Redmaids school girls marching past plaques

Redmaids High School – blue plaques celebrate votes for women

We’ve reached a landmark anniversary with our plaques. The twentieth was unveiled on 8th March 2018 at Redmaids High School. Actually, so was the nineteenth: between them they made a pigeon pair. The plaques honoured three women, two of whom were sisters, and each major players in the suffrage movement locally. The research was complicated because there were various societies carrying the torch for women’s rights and we are keen to ensure accuracy on plaques.

An additional issue was that the sisters Emily and Elizabeth Sturge were connected with the early days of Redland High School for Girls, which was subsumed into The Red Maids’ School last year to form Redmaids’ High School. The Panel agreed to permit a blue plaque honouring the Sturge sisters on the school in order to maintain a link between the school they founded and its current incarnation. But we insisted on a similar plaque for the old school site on Redland Court Road in the future. This third plaque will thus directly relate the sisters to the actual school building, which is destined to be converted to residential development. All in all, a neat compromise.

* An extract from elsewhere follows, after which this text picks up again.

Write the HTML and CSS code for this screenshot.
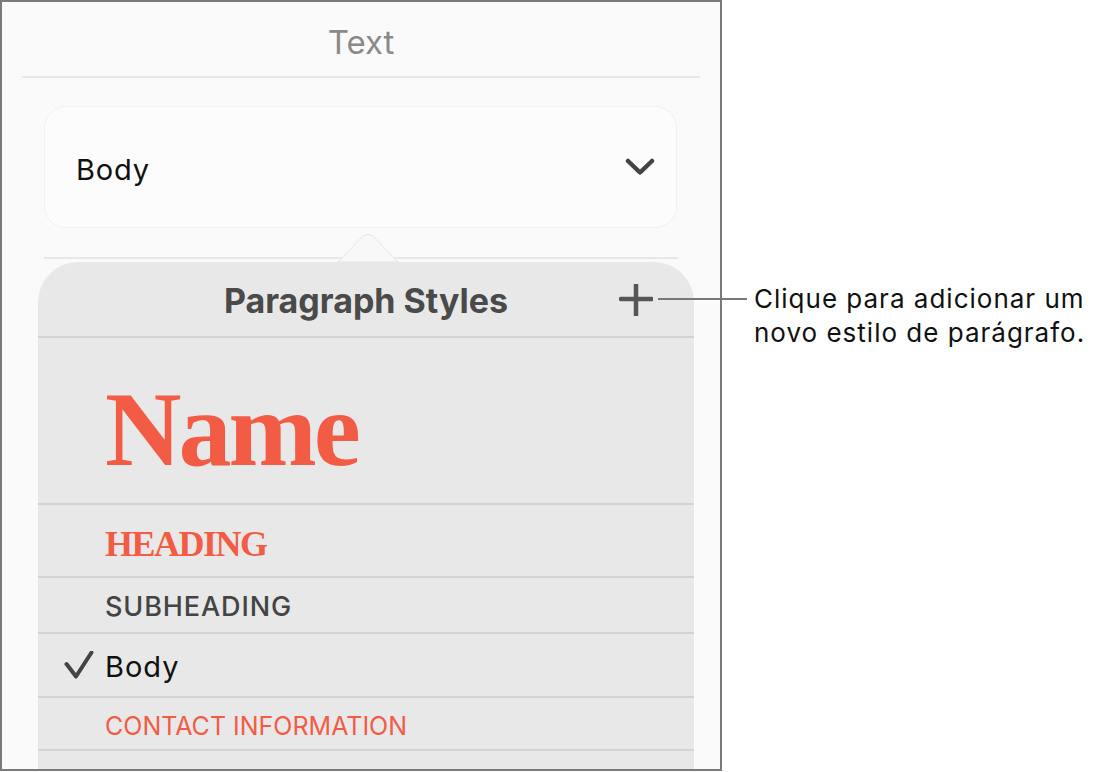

The other plaque commemorates Agnes Beddoe, a governor of The Red Maids’ School, and founding member of the Bristol Women’s Suffrage Society. So – three women, two plaques, but one underlying passion: to advance the cause of women, in education and in the right to vote.

It was International Women’s Day but demure students in their cherry-red pleated outfits were nowhere to be seen. Instead, the entire school marched past the plaques and around the grounds. Anything but demure – an inspiring display of celebration for women’s rights: banners, slogans and cheering. Certainly, Agnes, Emily and Elizabeth would have been proud to see their spirited involvement.

The original school was founded in 1634 and is the oldest girls’ school in the country. And we should be proud of our city to have displayed such enlightenment nearly 400 years ago.